**What needs to be done:** Give back the full listing, character for character, with no pictures.
[BEGIN]
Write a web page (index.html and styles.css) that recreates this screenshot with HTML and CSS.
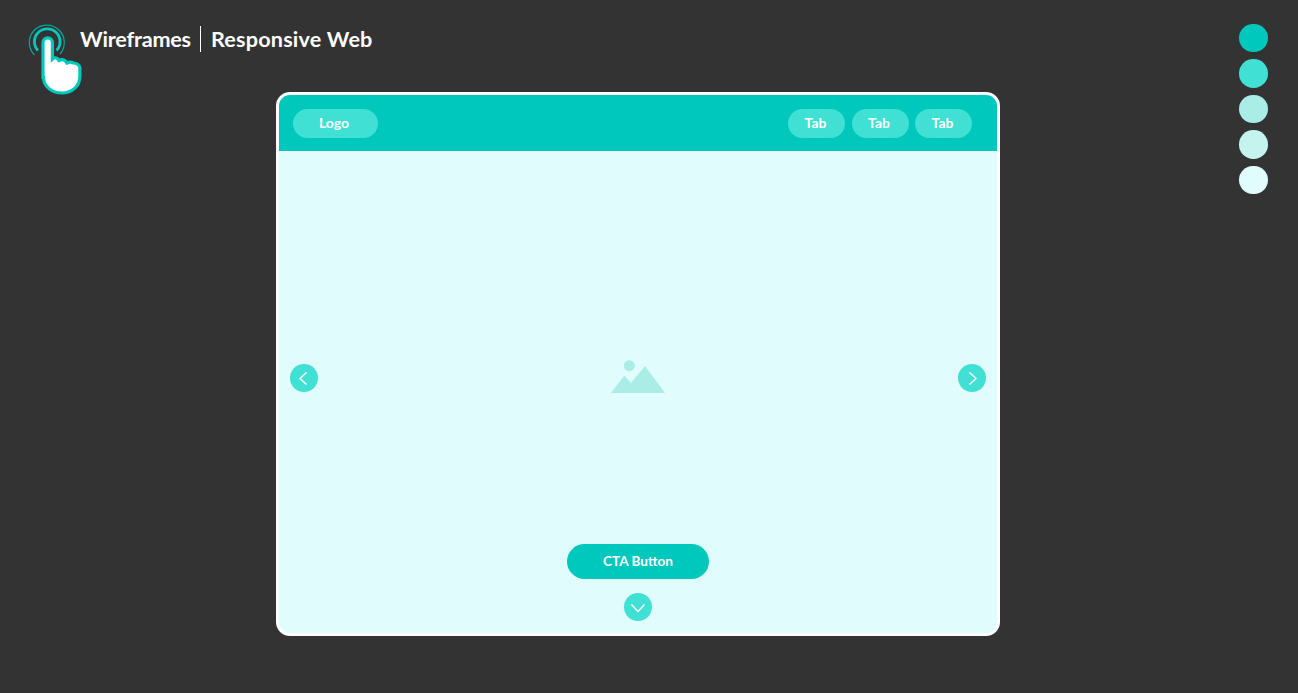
FILE: index.html
```html
<!DOCTYPE html>
<html lang="en">
<head>
    <meta charset="UTF-8" />
    <title>Wireframes | Responsive Web</title>
    <link rel="stylesheet" href="styles.css">
</head>
<body>
    <div class="page">
        <div class="brand">
            <svg class="brand-icon" viewBox="25 20 60 78" width="60" height="78">
                <path d="M34.5 55 A17.5 17.5 0 1 1 60 54" fill="none" stroke="#00a99d" stroke-width="1.2" />
                <path d="M38 50.5 A12.8 12.8 0 1 1 56.5 50.5" fill="none" stroke="#00c8bc" stroke-width="2.8" />
                <path d="M43 77.5 V42.5 a4.7 4.7 0 0 1 9.4 0 V59 c1.5 -1.5 4 -1.5 5.5 0 l1 1.5 c2 -1 5 -1 7 1 l1 1.5 c2 -1 4.5 -1 6.5 0 c3 0 6.5 2 6.5 5 V76 c0 10.5 -8 17 -18 17 c-10 0 -18.4 -6.5 -18.4 -15.5 z" fill="#fff" stroke="#00c8bc" stroke-width="3.2" />
            </svg>
            <div class="brand-title">
                <span class="brand-first">Wireframes</span>
                <span class="brand-divider"></span>
                <span class="brand-second">Responsive Web</span>
            </div>
        </div>

        <div class="frame">
            <div class="frame-header">
                <div class="pill logo-pill">Logo</div>
                <div class="tabs">
                    <div class="pill tab-pill">Tab</div>
                    <div class="pill tab-pill">Tab</div>
                    <div class="pill tab-pill">Tab</div>
                </div>
            </div>
            <div class="frame-body">
                <div class="hero">
                    <div class="round-btn">
                        <svg viewBox="0 0 28 28" width="28" height="28"><path d="M16.5 8.5 L10 14.5 L16.5 20.5" class="chevron" /></svg>
                    </div>
                    <svg class="image-icon" viewBox="0 0 54 34" width="54" height="34">
                        <circle cx="18.3" cy="5.7" r="5.5" fill="#a9ede6" />
                        <path d="M0 33 L13.3 15.7 L20 23 L34 6 L54 33 Z" fill="#a9ede6" />
                    </svg>
                    <div class="round-btn">
                        <svg viewBox="0 0 28 28" width="28" height="28"><path d="M11.5 8.5 L18 14.5 L11.5 20.5" class="chevron" /></svg>
                    </div>
                </div>
                <div class="cta-area">
                    <div class="cta-btn">CTA Button</div>
                    <div class="round-btn">
                        <svg viewBox="0 0 28 28" width="28" height="28"><path d="M7.5 11.5 L14 18.5 L20.5 11.5" class="chevron" /></svg>
                    </div>
                </div>
            </div>
        </div>

        <div class="swatches">
            <div class="swatch swatch-1"></div>
            <div class="swatch swatch-2"></div>
            <div class="swatch swatch-3"></div>
            <div class="swatch swatch-4"></div>
            <div class="swatch swatch-5"></div>
        </div>
    </div>
</body>
</html>
```

FILE: styles.css
```css
html {
    height: 100%;
}
body {
    margin: 0;
    padding: 0;
    height: 100%;
    background: #333333;
    font-family: "Lato", "Liberation Sans", sans-serif;
    overflow: hidden;
}
.page {
    display: grid;
    grid-template-columns: 276px 724px 1fr;
    grid-template-rows: 92px 544px;
}
.brand {
    grid-column: 1 / 3;
    grid-row: 1;
    display: flex;
    align-items: flex-start;
    padding: 20px 0 0 25px;
    height: 72px;
}
.brand-icon {
    flex: none;
}
.brand-title {
    display: flex;
    align-items: center;
    height: 26px;
    margin: 6px 0 0 -5px;
    color: #fff;
    font-size: 21.6px;
    font-weight: 700;
}
.brand-first {
    letter-spacing: -0.2px;
}
.brand-second {
    letter-spacing: 0.2px;
}
.brand-divider {
    width: 1.5px;
    height: 26px;
    margin: 0 9.5px 0 9px;
    background: #fff;
}
.frame {
    grid-column: 2;
    grid-row: 2;
    display: flex;
    flex-direction: column;
    box-sizing: border-box;
    border: 3px solid #fff;
    border-radius: 14px;
    overflow: hidden;
    background: #e0fcfc;
}
.frame-header {
    display: flex;
    align-items: center;
    justify-content: space-between;
    box-sizing: border-box;
    height: 57px;
    padding: 0 25px 0 14px;
    border-bottom: 1px solid #effefe;
    background: #00c8bc;
}
.pill {
    display: flex;
    align-items: center;
    justify-content: center;
    box-sizing: border-box;
    height: 29px;
    padding-bottom: 2px;
    border-radius: 15px;
    background: #40e0d4;
    color: #fff;
    font-size: 14px;
    font-weight: 700;
}
.logo-pill {
    width: 85px;
    padding-right: 3px;
}
.tabs {
    display: flex;
    gap: 6.5px;
}
.tab-pill {
    width: 57px;
    padding-right: 2px;
}
.frame-body {
    flex: 1;
    display: flex;
    flex-direction: column;
}
.hero {
    display: flex;
    align-items: center;
    justify-content: space-between;
    height: 392px;
    padding: 60px 11px 0;
    box-sizing: border-box;
}
.image-icon {
    margin-bottom: 3px;
}
.round-btn {
    width: 28px;
    height: 28px;
    border-radius: 50%;
    background: #40e0d4;
}
.round-btn svg {
    display: block;
}
.chevron {
    fill: none;
    stroke: #fff;
    stroke-width: 1.4;
}
.cta-area {
    display: flex;
    flex-direction: column;
    align-items: center;
    gap: 14px;
}
.cta-btn {
    display: flex;
    align-items: center;
    justify-content: center;
    box-sizing: border-box;
    width: 142px;
    height: 35px;
    padding-bottom: 2px;
    border-radius: 18px;
    background: #00c8bc;
    color: #fff;
    font-size: 13.6px;
    font-weight: 700;
}
.swatches {
    grid-column: 3;
    grid-row: 1 / 3;
    display: flex;
    flex-direction: column;
    align-items: flex-end;
    gap: 7px;
    padding: 24px 30.5px 0 0;
}
.swatch {
    width: 28.4px;
    height: 28.4px;
    border-radius: 50%;
}
.swatch-1 {
    background: #00c8bc;
}
.swatch-2 {
    background: #40e0d4;
}
.swatch-3 {
    background: #a9ede6;
}
.swatch-4 {
    background: #c5f4ef;
}
.swatch-5 {
    background: #e0fcfc;
}
```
[END]
**Completed exercise:**
Write a web page (index.html and styles.css) that recreates this screenshot with HTML and CSS.
FILE: index.html
```html
<!DOCTYPE html>
<html lang="en">
<head>
    <meta charset="UTF-8" />
    <title>Wireframes | Responsive Web</title>
    <link rel="stylesheet" href="styles.css">
</head>
<body>
    <div class="page">
        <div class="brand">
            <svg class="brand-icon" viewBox="25 20 60 78" width="60" height="78">
                <path d="M34.5 55 A17.5 17.5 0 1 1 60 54" fill="none" stroke="#00a99d" stroke-width="1.2" />
                <path d="M38 50.5 A12.8 12.8 0 1 1 56.5 50.5" fill="none" stroke="#00c8bc" stroke-width="2.8" />
                <path d="M43 77.5 V42.5 a4.7 4.7 0 0 1 9.4 0 V59 c1.5 -1.5 4 -1.5 5.5 0 l1 1.5 c2 -1 5 -1 7 1 l1 1.5 c2 -1 4.5 -1 6.5 0 c3 0 6.5 2 6.5 5 V76 c0 10.5 -8 17 -18 17 c-10 0 -18.4 -6.5 -18.4 -15.5 z" fill="#fff" stroke="#00c8bc" stroke-width="3.2" />
            </svg>
            <div class="brand-title">
                <span class="brand-first">Wireframes</span>
                <span class="brand-divider"></span>
                <span class="brand-second">Responsive Web</span>
            </div>
        </div>

        <div class="frame">
            <div class="frame-header">
                <div class="pill logo-pill">Logo</div>
                <div class="tabs">
                    <div class="pill tab-pill">Tab</div>
                    <div class="pill tab-pill">Tab</div>
                    <div class="pill tab-pill">Tab</div>
                </div>
            </div>
            <div class="frame-body">
                <div class="hero">
                    <div class="round-btn">
                        <svg viewBox="0 0 28 28" width="28" height="28"><path d="M16.5 8.5 L10 14.5 L16.5 20.5" class="chevron" /></svg>
                    </div>
                    <svg class="image-icon" viewBox="0 0 54 34" width="54" height="34">
                        <circle cx="18.3" cy="5.7" r="5.5" fill="#a9ede6" />
                        <path d="M0 33 L13.3 15.7 L20 23 L34 6 L54 33 Z" fill="#a9ede6" />
                    </svg>
                    <div class="round-btn">
                        <svg viewBox="0 0 28 28" width="28" height="28"><path d="M11.5 8.5 L18 14.5 L11.5 20.5" class="chevron" /></svg>
                    </div>
                </div>
                <div class="cta-area">
                    <div class="cta-btn">CTA Button</div>
                    <div class="round-btn">
                        <svg viewBox="0 0 28 28" width="28" height="28"><path d="M7.5 11.5 L14 18.5 L20.5 11.5" class="chevron" /></svg>
                    </div>
                </div>
            </div>
        </div>

        <div class="swatches">
            <div class="swatch swatch-1"></div>
            <div class="swatch swatch-2"></div>
            <div class="swatch swatch-3"></div>
            <div class="swatch swatch-4"></div>
            <div class="swatch swatch-5"></div>
        </div>
    </div>
</body>
</html>
```

FILE: styles.css
```css
html {
    height: 100%;
}
body {
    margin: 0;
    padding: 0;
    height: 100%;
    background: #333333;
    font-family: "Lato", "Liberation Sans", sans-serif;
    overflow: hidden;
}
.page {
    display: grid;
    grid-template-columns: 276px 724px 1fr;
    grid-template-rows: 92px 544px;
}
.brand {
    grid-column: 1 / 3;
    grid-row: 1;
    display: flex;
    align-items: flex-start;
    padding: 20px 0 0 25px;
    height: 72px;
}
.brand-icon {
    flex: none;
}
.brand-title {
    display: flex;
    align-items: center;
    height: 26px;
    margin: 6px 0 0 -5px;
    color: #fff;
    font-size: 21.6px;
    font-weight: 700;
}
.brand-first {
    letter-spacing: -0.2px;
}
.brand-second {
    letter-spacing: 0.2px;
}
.brand-divider {
    width: 1.5px;
    height: 26px;
    margin: 0 9.5px 0 9px;
    background: #fff;
}
.frame {
    grid-column: 2;
    grid-row: 2;
    display: flex;
    flex-direction: column;
    box-sizing: border-box;
    border: 3px solid #fff;
    border-radius: 14px;
    overflow: hidden;
    background: #e0fcfc;
}
.frame-header {
    display: flex;
    align-items: center;
    justify-content: space-between;
    box-sizing: border-box;
    height: 57px;
    padding: 0 25px 0 14px;
    border-bottom: 1px solid #effefe;
    background: #00c8bc;
}
.pill {
    display: flex;
    align-items: center;
    justify-content: center;
    box-sizing: border-box;
    height: 29px;
    padding-bottom: 2px;
    border-radius: 15px;
    background: #40e0d4;
    color: #fff;
    font-size: 14px;
    font-weight: 700;
}
.logo-pill {
    width: 85px;
    padding-right: 3px;
}
.tabs {
    display: flex;
    gap: 6.5px;
}
.tab-pill {
    width: 57px;
    padding-right: 2px;
}
.frame-body {
    flex: 1;
    display: flex;
    flex-direction: column;
}
.hero {
    display: flex;
    align-items: center;
    justify-content: space-between;
    height: 392px;
    padding: 60px 11px 0;
    box-sizing: border-box;
}
.image-icon {
    margin-bottom: 3px;
}
.round-btn {
    width: 28px;
    height: 28px;
    border-radius: 50%;
    background: #40e0d4;
}
.round-btn svg {
    display: block;
}
.chevron {
    fill: none;
    stroke: #fff;
    stroke-width: 1.4;
}
.cta-area {
    display: flex;
    flex-direction: column;
    align-items: center;
    gap: 14px;
}
.cta-btn {
    display: flex;
    align-items: center;
    justify-content: center;
    box-sizing: border-box;
    width: 142px;
    height: 35px;
    padding-bottom: 2px;
    border-radius: 18px;
    background: #00c8bc;
    color: #fff;
    font-size: 13.6px;
    font-weight: 700;
}
.swatches {
    grid-column: 3;
    grid-row: 1 / 3;
    display: flex;
    flex-direction: column;
    align-items: flex-end;
    gap: 7px;
    padding: 24px 30.5px 0 0;
}
.swatch {
    width: 28.4px;
    height: 28.4px;
    border-radius: 50%;
}
.swatch-1 {
    background: #00c8bc;
}
.swatch-2 {
    background: #40e0d4;
}
.swatch-3 {
    background: #a9ede6;
}
.swatch-4 {
    background: #c5f4ef;
}
.swatch-5 {
    background: #e0fcfc;
}
```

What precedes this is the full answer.